Cella "denies the purported property value as of June 18, 2006 in part because it should be reduced by $1 million to account for a mortgage as of that date." According to Cella, therefore, the value of a 20% interest in the premises, as of June 18, 2006, would be $1.11 million rather than the $1.31 million claimed by petitioner a sum that, nevertheless, exceeds the 2002 contract price by more than nine fold. In addition, Cella "denies that the value of the property in 2006 or 2002 was relevant to the validity of the agreement." Rather than counter the allegation that decedent agreed to transfer her interest in real property for less than fair market value, Cella appears to concede it.

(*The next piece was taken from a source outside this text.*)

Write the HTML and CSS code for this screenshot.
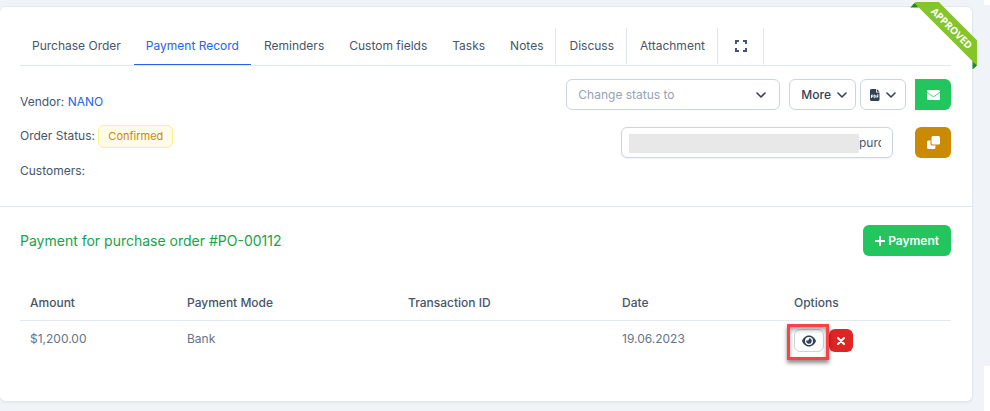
FILE: index.html
```html
<!DOCTYPE html>
<html lang="en">
<head>
    <meta charset="UTF-8">
    <meta name="viewport" content="width=device-width, initial-scale=1.0">
    <title>Purchase Order</title>
    <link rel="stylesheet" href="styles.css">
</head>
<body>
    <div class="page">
        <main class="panel">
            <div class="ribbon"><span>Approved</span></div>

            <nav class="tabs">
                <a href="#order">Purchase Order</a>
                <a href="#payments" class="active">Payment Record</a>
                <a href="#reminders">Reminders</a>
                <a href="#fields">Custom fields</a>
                <a href="#tasks">Tasks</a>
                <a href="#notes" class="separated">Notes</a>
                <a href="#discuss" class="separated">Discuss</a>
                <a href="#attachment" class="separated">Attachment</a>
                <a href="#full" class="separated tab-icon" aria-label="Toggle full view">
                    <svg width="12" height="12" viewBox="0 0 12 12" fill="none" stroke="currentColor" stroke-width="2">
                        <path d="M1 4V1h3M8 1h3v3M11 8v3H8M4 11H1V8"/>
                    </svg>
                </a>
            </nav>

            <section class="summary">
                <div class="details">
                    <p>Vendor: <a href="#vendor">NANO</a></p>
                    <p>Order Status: <span class="badge">Confirmed</span></p>
                    <p>Customers:</p>
                </div>
                <div class="actions">
                    <div class="action-row">
                        <div class="select-wrap">
                            <select aria-label="Change status to">
                                <option>Change status to</option>
                            </select>
                            <svg class="chevron" width="10" height="6" viewBox="0 0 10 6"><path d="M1 1l4 4 4-4"/></svg>
                        </div>
                        <div class="btn-group">
                            <button type="button" class="btn btn-default">More
                                <svg class="chevron" width="10" height="6" viewBox="0 0 10 6"><path d="M1 1l4 4 4-4"/></svg>
                            </button>
                            <button type="button" class="btn btn-default btn-pdf" aria-label="PDF">
                                <svg width="10" height="12" viewBox="0 0 10 12">
                                    <path fill="#334155" d="M1.500 0H6v3.500h3.500v7A1.500 1.500 0 0 1 8 12H1.500A1.500 1.500 0 0 1 0 10.500v-9A1.500 1.500 0 0 1 1.500 0zM6.800 0l2.700 2.700H6.800z"/>
                                    <path fill="none" stroke="#fff" stroke-width=".9" d="M1.500 9V6h.8a.8.8 0 0 1 0 1.700h-.8M4.200 6v2.700h.4c1.300 0 1.300-2.700 0-2.700zM7 9V6h1.600M7 7.500h1.300"/>
                                </svg>
                                <svg class="chevron" width="10" height="6" viewBox="0 0 10 6"><path d="M1 1l4 4 4-4"/></svg>
                            </button>
                        </div>
                        <button type="button" class="btn btn-icon btn-success btn-mail" aria-label="Send email">
                            <svg width="13" height="10" viewBox="0 0 13 10">
                                <rect width="13" height="10" rx="1.200" fill="#fff"/>
                                <path d="M0 2.200l5.700 4.200q.8.600 1.600 0L13 2.200" fill="none" stroke="#22c55e" stroke-width=".8"/>
                            </svg>
                        </button>
                    </div>
                    <div class="action-row">
                        <div class="link-wrap">
                            <input type="text" aria-label="Public link" value="purchase">
                            <span class="redacted"></span>
                        </div>
                        <button type="button" class="btn btn-icon btn-warning" aria-label="Copy link">
                            <svg width="13" height="13" viewBox="0 0 13 13" fill="#fff">
                                <rect x="4.500" width="8.500" height="8.500" rx="1.500"/>
                                <path d="M1.500 4.500h2V8a1.600 1.600 0 0 0 1.600 1.600h3.400v1.900A1.500 1.500 0 0 1 7 13H1.500A1.500 1.500 0 0 1 0 11.500V6a1.500 1.500 0 0 1 1.500-1.500z"/>
                            </svg>
                        </button>
                    </div>
                </div>
            </section>

            <section class="payments">
                <div class="payments-head">
                    <h4>Payment for purchase order #PO-00112</h4>
                    <button type="button" class="btn btn-success btn-add">
                        <svg width="10" height="10" viewBox="0 0 10 10"><path d="M5 0v10M0 5h10" stroke="#fff" stroke-width="2"/></svg>
                        Payment
                    </button>
                </div>
                <table>
                    <colgroup>
                        <col class="col-amount">
                        <col class="col-mode">
                        <col class="col-transaction">
                        <col class="col-date">
                        <col>
                    </colgroup>
                    <thead>
                        <tr>
                            <th>Amount</th>
                            <th>Payment Mode</th>
                            <th>Transaction ID</th>
                            <th>Date</th>
                            <th>Options</th>
                        </tr>
                    </thead>
                    <tbody>
                        <tr>
                            <td>$1,200.00</td>
                            <td>Bank</td>
                            <td></td>
                            <td>19.06.2023</td>
                            <td>
                                <div class="options">
                                    <button type="button" class="btn btn-default btn-view" aria-label="View">
                                        <svg width="14" height="12" viewBox="0 0 14 12">
                                            <path fill="#334155" fill-rule="evenodd" d="M7 .5c3.500 0 6 2.700 7 5.500-1 2.800-3.500 5.500-7 5.500S1 8.800 0 6C1 3.200 3.500.5 7 .5zM7 2a4 4 0 1 0 0 8 4 4 0 0 0 0-8z"/>
                                            <path fill="#334155" d="M7 3.300A2.700 2.700 0 1 1 4.400 5.300 1.800 1.800 0 0 0 7 3.300z"/>
                                        </svg>
                                    </button>
                                    <button type="button" class="btn btn-danger" aria-label="Delete">
                                        <svg width="8" height="8" viewBox="0 0 8 8"><path d="M1 1l6 6M7 1L1 7" stroke="#fff" stroke-width="2" stroke-linecap="round"/></svg>
                                    </button>
                                </div>
                            </td>
                        </tr>
                    </tbody>
                </table>
            </section>
        </main>
    </div>
    <div class="edge"></div>
</body>
</html>
```

FILE: styles.css
```css
*,
*::before,
*::after {
    box-sizing: border-box;
}

body {
    display: flex;
    min-height: 100vh;
    margin: 0;
    font-family: 'Inter', sans-serif;
    font-size: 12px;
    line-height: 20px;
    color: #475569;
    background: #fff;
}

a {
    color: #2563eb;
    text-decoration: none;
}

.page {
    flex: 1;
    padding: 6px 11px 9px 0;
    background: #f0f4f9;
}

.edge {
    width: 6px;
    margin: 5px 0 45px;
    background: #f0f4f9;
}

/* Panel */
.panel {
    position: relative;
    height: 100%;
    border: 1px solid #e2e8f0;
    border-left: none;
    border-radius: 6px;
    background: #fff;
    box-shadow: 0 1px 2px rgba(0, 0, 0, 0.05);
}

/* Corner ribbon */
.ribbon {
    position: absolute;
    top: -5px;
    right: -5px;
    width: 67px;
    height: 67px;
    overflow: hidden;
}

.ribbon span {
    position: absolute;
    top: 17px;
    right: -19px;
    width: 88px;
    transform: rotate(45deg);
    background: #84c529;
    color: #fff;
    font-family: 'Open Sans', sans-serif;
    font-size: 10px;
    font-weight: 700;
    line-height: 18px;
    text-align: center;
    text-transform: uppercase;
}

.ribbon span::before,
.ribbon span::after {
    content: "";
    position: absolute;
    top: 100%;
    border: 3px solid transparent;
    border-top-color: #1e8a2c;
}

.ribbon span::before {
    left: 0;
    border-left-color: #1e8a2c;
}

.ribbon span::after {
    right: 0;
    border-right-color: #1e8a2c;
}

/* Tabs */
.tabs {
    display: flex;
    gap: 1px;
    margin: 21px 21px 0 20px;
    border-bottom: 1px solid #e2e8f0;
}

.tabs a {
    padding: 8px 12px;
    border-bottom: 1px solid transparent;
    color: #475569;
}

.tabs a.active {
    color: #2563eb;
    border-bottom-color: #2563eb;
}

.tabs a.separated {
    border-right: 1px solid #e2e8f0;
}

.tabs .tab-icon {
    display: flex;
    align-items: center;
    padding: 0 16px;
}

/* Order details and actions */
.summary {
    display: flex;
    justify-content: space-between;
    padding: 13px 21px 25px 20px;
    border-bottom: 1px solid #e2e8f0;
}

.details {
    padding-top: 13px;
}

.details p {
    margin: 0 0 13px;
}

.details p:last-child {
    margin: 0;
}

.badge {
    display: inline-block;
    padding: 0 9px;
    border: 1px solid #fef08a;
    border-radius: 6px;
    background: #fefce8;
    color: #ca8a04;
    font-size: 11px;
    line-height: 21px;
}

.actions {
    display: flex;
    flex-direction: column;
    gap: 17px;
}

.action-row {
    display: flex;
    justify-content: flex-end;
    gap: 9px;
}

.btn-group {
    display: flex;
    gap: 4px;
}

.chevron {
    fill: none;
    stroke: #334155;
    stroke-width: 1.6;
    stroke-linecap: round;
    stroke-linejoin: round;
}

.select-wrap,
.link-wrap {
    position: relative;
}

.select-wrap select {
    appearance: none;
    width: 214px;
    height: 31px;
    padding: 0 11px;
    border: 1px solid #cbd5e1;
    border-radius: 6px;
    background: #fff;
    color: #94a3b8;
    font: inherit;
}

.select-wrap .chevron {
    position: absolute;
    top: 13px;
    right: 14px;
}

.link-wrap {
    margin-right: 13px;
}

.link-wrap input {
    width: 272px;
    height: 31px;
    padding: 0 11px 0 237px;
    border: 1px solid #cbd5e1;
    border-radius: 6px;
    color: #475569;
    font: inherit;
    box-shadow: 0 1px 2px rgba(0, 0, 0, 0.05);
}

.redacted {
    position: absolute;
    top: 7px;
    left: 8px;
    width: 230px;
    height: 19px;
    background: #e8e8e8;
}

/* Buttons */
.btn {
    display: inline-flex;
    justify-content: center;
    align-items: center;
    height: 31px;
    padding: 0 11px;
    border: 1px solid transparent;
    border-radius: 6px;
    color: #fff;
    font: inherit;
    font-weight: 500;
    cursor: pointer;
}

.btn-default {
    gap: 6px;
    padding: 0 8px 0 11px;
    border-color: #cbd5e1;
    background: #fff;
    color: #334155;
}

.btn-pdf {
    padding: 0 9px;
}

.btn-icon {
    width: 36px;
    padding: 0;
}

.btn-success {
    background: #22c55e;
}

.btn-mail {
    border-top-left-radius: 0;
    border-bottom-left-radius: 0;
}

.btn-warning {
    background: #ca8a04;
}

.btn-add {
    gap: 3px;
    font-weight: 600;
}

/* Payments */
.payments {
    padding: 18px 21px 40px 20px;
}

.payments-head {
    display: flex;
    justify-content: space-between;
    align-items: center;
    margin-bottom: 28px;
}

.payments-head h4 {
    margin: 0;
    color: #16a34a;
    font-size: 14px;
    font-weight: 400;
}

table {
    width: 100%;
    border-collapse: collapse;
    table-layout: fixed;
}

.col-amount {
    width: 157px;
}

.col-mode {
    width: 221px;
}

.col-transaction {
    width: 214px;
}

.col-date {
    width: 172px;
}

th {
    padding: 9px 10px 7px;
    border-bottom: 1px solid #e2e8f0;
    font-weight: 500;
    text-align: left;
}

td {
    padding: 8px 10px;
    color: #64748b;
    vertical-align: top;
}

.options {
    display: flex;
    gap: 5px;
    position: relative;
}

.options .btn {
    width: 24px;
    height: 23px;
    padding: 0;
}

.options .btn-view {
    width: 30px;
}

.btn-danger {
    background: #dc2626;
}

/* Highlight frame around the view button */
.options::before {
    content: "";
    position: absolute;
    top: -5px;
    left: -7px;
    width: 42px;
    height: 36px;
    border: 3px solid #fa4147;
    box-shadow: 0 3px 4px rgba(0, 0, 0, 0.45), inset 0 3px 4px rgba(0, 0, 0, 0.35);
    pointer-events: none;
}
```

Cella's defenses namely, decedent was competent to enter into the February 11, 2002 agreement,[FN4] the doctrine of laches bars the claim, and the claim is frivolous may be raised, should petitioner actually assert her claim, but do not address the question before this court: should the court grant limited letters of administration to a disinherited distributee seeking to recover property due the estate.[FN5]
Cella asserts petitioner can never be found to have an interest in decedent's estate as none of decedent's prior wills, dated October 12, 1995, August 24, 1990, November 9, 1973, and December 18, 1967, respectively, benefits petitioner. However, should the court deny probate of decedent's proffered and penultimate wills (which benefit Cella), decedent will have died intestate, the residuary beneficiaries under decedent's three earlier wills being siblings who pre-deceased her without issue.[FN6] In such event, petitioner would benefit from a successful challenge of the 2002 agreement.

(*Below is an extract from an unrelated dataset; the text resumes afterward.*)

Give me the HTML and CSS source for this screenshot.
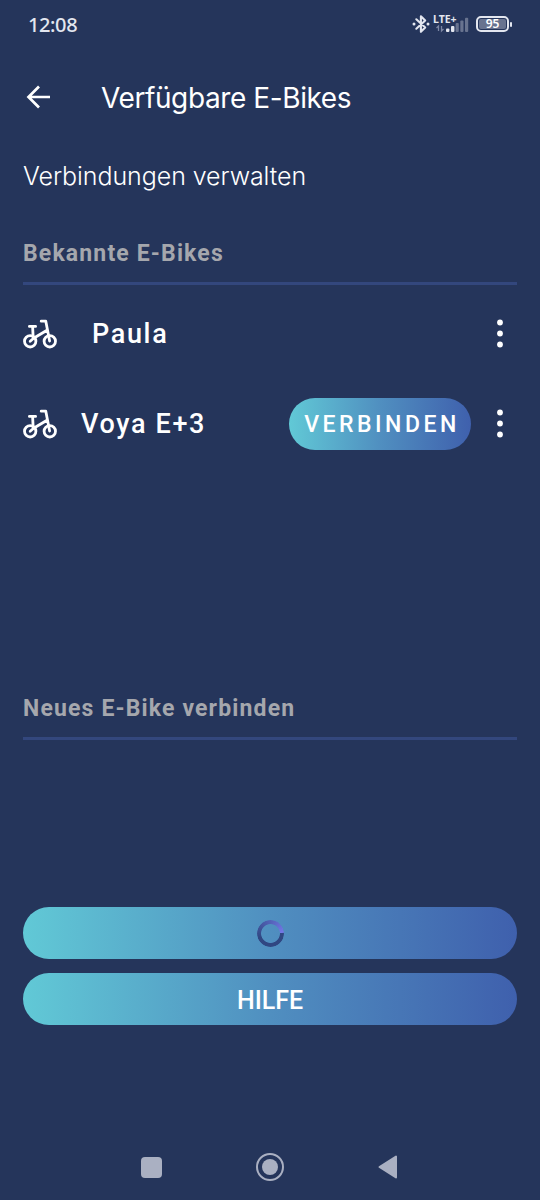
FILE: index.html
```html
<!DOCTYPE html>
<html lang="de">
<head>
<meta charset="utf-8">
<title>Verfügbare E-Bikes</title>
<link rel="stylesheet" href="styles.css">
</head>
<body>
<svg width="0" height="0" class="defs">
  <symbol id="bike" viewBox="0 0 34 30">
    <g fill="none" stroke="#fff" stroke-width="2.8" stroke-linecap="round" stroke-linejoin="round">
      <circle cx="7.2" cy="22.3" r="5.7"/><circle cx="26.8" cy="22.3" r="5.7"/>
      <path d="M18.2 2.2h4.6L24.5 11l2.1 11M6.4 7.4h6.2M9.6 7.4l.6 12M7.2 22.3l3.4-3L24 11.2"/>
    </g>
  </symbol>
  <symbol id="dots" viewBox="0 0 6 30">
    <g fill="#fff"><circle cx="3" cy="3.5" r="2.9"/><circle cx="3" cy="14.5" r="2.9"/><circle cx="3" cy="25.5" r="2.9"/></g>
  </symbol>
</svg>
<div class="screen">
  <div class="status">
    <span class="clock">12:08</span>
    <svg class="bt" width="18" height="20" viewBox="0 0 18 20"><path d="M4.3 5.3l8.9 8.2-4.3 4.3V2.2l4.3 4.3-8.9 8.2" fill="none" stroke="#e3e6ef" stroke-width="2.1" stroke-linejoin="round" stroke-linecap="round"/><circle cx="2" cy="10" r="1.5" fill="#e3e6ef"/><circle cx="16" cy="10" r="1.5" fill="#e3e6ef"/></svg>
    <div class="signal">
      <span class="lte">LTE+</span>
      <svg width="37" height="20" viewBox="0 0 37 20"><path d="M5.5 17v-5l-2 2M8.5 12v5l2-2" fill="none" stroke="#7c86a3" stroke-width="1.3"/><g fill="#e3e6ef"><rect x="13" y="14.5" width="3.4" height="3.5" rx="1"/><rect x="18" y="12" width="3.4" height="6" rx="1"/></g><g fill="#68738f"><rect x="22.6" y="9" width="3.2" height="9" rx="1"/><rect x="27.3" y="6.5" width="3.2" height="11.5" rx="1"/><rect x="32" y="3.7" width="3.2" height="14.3" rx="1"/></g></svg>
    </div>
    <div class="battery"><span class="level">95</span></div><i class="tip"></i>
  </div>
  <header class="bar">
    <svg width="26" height="26" viewBox="0 0 26 26"><path d="M24 13H3M13 2.5L2.5 13 13 23.5" fill="none" stroke="#fff" stroke-width="2.7"/></svg>
    <h1 class="title">Verfügbare E-Bikes</h1>
  </header>
  <main class="content">
    <p class="subtitle">Verbindungen verwalten</p>
    <section class="known">
      <h2 class="label">Bekannte E-Bikes</h2>
      <div class="row"><svg class="bike"><use href="#bike"/></svg><span class="name paula">Paula</span><svg class="dots"><use href="#dots"/></svg></div>
      <div class="row"><svg class="bike"><use href="#bike"/></svg><span class="name voya">Voya E+3</span><button class="pill connect">VERBINDEN</button><svg class="dots"><use href="#dots"/></svg></div>
    </section>
    <section class="fresh">
      <h2 class="label">Neues E-Bike verbinden</h2>
    </section>
    <button class="pill wide"><span class="spinner"></span></button>
    <button class="pill wide help">HILFE</button>
  </main>
  <nav class="nav">
    <span class="recent"></span>
    <span class="home"><i></i></span>
    <svg width="20" height="24" viewBox="0 0 20 24"><path d="M1.5 12L18 1.5v21z" fill="#aab0c2" stroke="#aab0c2" stroke-width="2" stroke-linejoin="round"/></svg>
  </nav>
</div>
</body>
</html>
```
FILE: styles.css
```css
* { box-sizing: border-box; }
body { margin: 0; background: #25355b; color: #fff; font-family: Roboto, sans-serif; }
.defs { position: absolute; }
.screen { width: 540px; height: 1200px; display: flex; flex-direction: column; overflow: hidden; }
svg { display: block; flex: none; }
.status { height: 48px; display: flex; align-items: center; padding: 0 28px; color: #e3e6ef; }
.clock { font: 500 20px/24px "Noto Sans", sans-serif; letter-spacing: -0.4px; width: 384px; padding-top: 1px; white-space: nowrap; }
.signal { width: 37px; height: 20px; margin-left: 3px; position: relative; }
.lte { position: absolute; left: 0; top: -1px; font: 700 10.5px/12px "Noto Sans", sans-serif; }
.battery { flex: none; width: 33px; height: 16px; margin-left: 6px; border: 2px solid #e3e6ef; border-radius: 5px; padding: 1px; }
.level { display: block; height: 10px; border-radius: 2px; background: #68738f; color: #fff; text-align: center; font: 600 12px/10px "Noto Sans", sans-serif; }
.tip { flex: none; width: 2px; height: 5px; margin-left: 1px; background: #e3e6ef; border-radius: 1px; }
.bar { height: 98px; display: flex; align-items: center; padding: 0 0 0 26px; }
.title { margin: 2px 0 0 49px; font: 400 28px/36px Inter, sans-serif; letter-spacing: -0.4px; white-space: nowrap; }
.content { display: flex; flex-direction: column; padding: 0 23px; }
.subtitle { margin: 13px 0 1px; font: 350 25px/34px Inter, sans-serif; letter-spacing: -0.07px; height: 34px; white-space: nowrap; }
.known { height: 455px; margin-top: 43px; }
.label { margin: 0; height: 48px; padding-top: 1px; border-bottom: 3px solid #33477d; color: #a5a7ad; font: 700 23px/32px Roboto, sans-serif; letter-spacing: 1.15px; }
.row { height: 90px; display: flex; align-items: center; padding-top: 7px; }
.bike { width: 34px; height: 30px; }
.name { font-size: 27px; font-weight: 500; line-height: 34px; letter-spacing: 1.65px; white-space: nowrap; }
.paula { margin-left: 35px; }
.voya { margin-left: 24px; }
.dots { width: 6px; height: 30px; margin: 0 14px 0 auto; }
.pill { border: 0; padding: 0; display: flex; align-items: center; justify-content: center; height: 52px; border-radius: 26px; background: linear-gradient(90deg, #61c9d6, #508fc0 50%, #3f60ad); color: #fff; font: 500 25px/30px Roboto, sans-serif; }
.connect { width: 182px; margin-left: auto; font-size: 23px; letter-spacing: 3.5px; padding: 2px 0 0 4px; }
.connect + .dots { margin-left: 26px; }
.fresh { height: 215px; }
.wide { width: 494px; margin-bottom: 14px; }
.help { padding-top: 4px; }
.spinner { width: 27px; height: 27px; border-radius: 50%; background: conic-gradient(#5362b8, #7378e6 85deg, #304782 90deg, #304782 250deg, #5362b8); mask: radial-gradient(circle, transparent 9px, #000 9.8px); }
.nav { height: 66px; margin-top: auto; display: flex; align-items: center; padding-left: 141px; }
.recent { width: 21px; height: 21px; border-radius: 4px; background: #aab0c2; }
.home { width: 28px; height: 28px; border: 2px solid #aab0c2; border-radius: 50%; display: flex; align-items: center; justify-content: center; margin: 0 94px; }
.home i { width: 16px; height: 16px; border-radius: 50%; background: #aab0c2; }
```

A proceeding to vitiate a contract must be commenced within six years (see CPLR 213[2]).[FN7] Therefore, a proceeding to set aside the February 11, 2002 agreement must be [*3]commenced by February 11, 2008, less than one month hence.[FN8] Accordingly, should the court hold the petition in abeyance, pending a determination of petitioner's interest if any in the estate, her claim could be extinguished.[FN9]
Curiously, neither party's affidavits raise the issue of the statute of limitations. Instead, the affidavits limn a family mired in hostility over the management and ownership of various interests in real property.
The undisputed facts that decedent, close to 90, pro se, signed an agreement, prepared by Cella's counsel, to transfer an interest in real property to Cella for far less than fair market value render the transfer suspect. Cella, as preliminary executor of a will under which he is sole legatee, cannot or should not assert the claim against himself, individually (see SCPA 702[8]). Should Cella fail to obtain probate of either decedent's proffered will or penultimate will, decedent's distributees would be prejudiced by deferral of an inquiry into the validity of the transfer (cf. Matter of Stoller, 4 Misc 3d 538, 539 [Sur Ct, New York County, 2004]).
Accordingly, Elissa Cella is appointed limited administrator, upon her duly qualifying according to law (see SCPA 702[8] and [9]). In issuing letters of limited administration to petitioner, the court is not adjudicating the merit of her claim (see Matter of Leistner, NYLJ, June 15, 2006 [Sur Ct, Nassau County, Riordan, S.]), but merely protecting it against inaction by the preliminary executor (see Matter of Stoller, 4 Misc 3d 538, 539 [Sur Ct, New York County, 2004, supra]). Furthermore, while EPTL 11-1.1(b)(22) entitles a fiduciary to reasonable counsel fees from the estate, should petitioner, in her capacity as fiduciary, use estate funds "to the disadvantage of any person interested in the estate," she would do so at her own peril (Matter of Stanley, 240 AD2d 268, 270 [1st Dept 1997]). At any rate, once petitioner asserts her claim in a timely fashion, the court can hold the proceeding in abeyance until the beneficial interests in decedent's estate have been established.
Decree signed.
Clerk to notify parties of this decision.